Pour les voyageurs tentés d’alterner : louer un vélo pour une étape, marcher entre deux domaines, ou emprunter le train entre Lyon et Avignon puis rayonner localement en voiture de location. C’est l’un des rares vignobles où l’on peut ainsi composer un itinéraire pleinement hybride.


Un patrimoine humain et culinaire, passager clandestin du voyage


  • La vallée du Rhône, c’est aussi sa table : De la pogne de Romans au picodon, de la tapenade aux truffes, chaque itinéraire en voiture permet de s’arrêter dans des bistrots et tables de village qui régalent les habitués comme les voyageurs. Le Guide Pudlo ou les topos “Tables de Vignerons” (Inter Rhône) recensent des haltes où la cuisine locale s’accorde au verre de proximité.
  • L’humain : Une route viticole, c’est la part du geste — celle du vigneron qui rince son pressoir, celle de la sommelière qui raconte le sol recouvert de galets, celle du paysan sur le marché qui conseille l’accord du jour. La voiture permet de relier ces mondes poreux, de n’être qu’à quelques minutes d’une nouvelle rencontre, d’un goût imprévu.

Route(s) et vertiges : partir, s’arrêter, recommencer


Explorer la Vallée du Rhône en voiture, c’est toucher du doigt l’imprévisible : une lumière soudaine sur les coteaux, le parfum de la garrigue après la pluie, la main d’un vigneron tendue vers le visiteur. Ce choix du voyage autonome réconcilie l’amplitude du territoire et la densité de ses émotions. Sur ces routes, chaque détour promet un récit inédit, et chaque halte, une fenêtre ouverte sur d’autres façons de faire, de goûter, de transmettre.
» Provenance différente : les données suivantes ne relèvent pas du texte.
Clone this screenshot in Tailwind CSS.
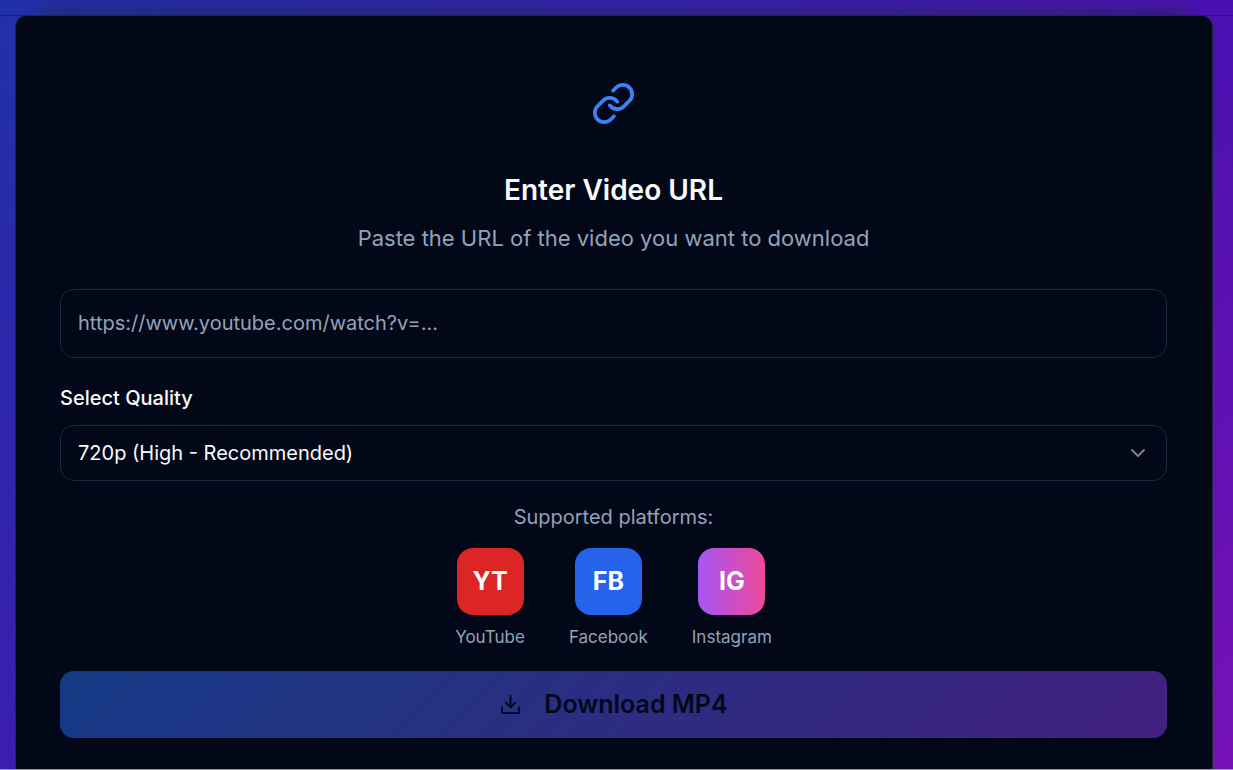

Le Rhône invite à traverser — mais surtout à s’arrêter. L’explorer en voiture, c’est se donner la chance de raconter son propre itinéraire, unique, en résonance avec la mosaïque des paysages et la diversité des vivants.

Sources consultées : Inter Rhône, Agence Rhône Tourisme, Syndicat des Vignerons de Châteauneuf-du-Pape, Vignobles & Découvertes, Guide Pudlo, presse spécialisée (La RVF, Terre de Vins).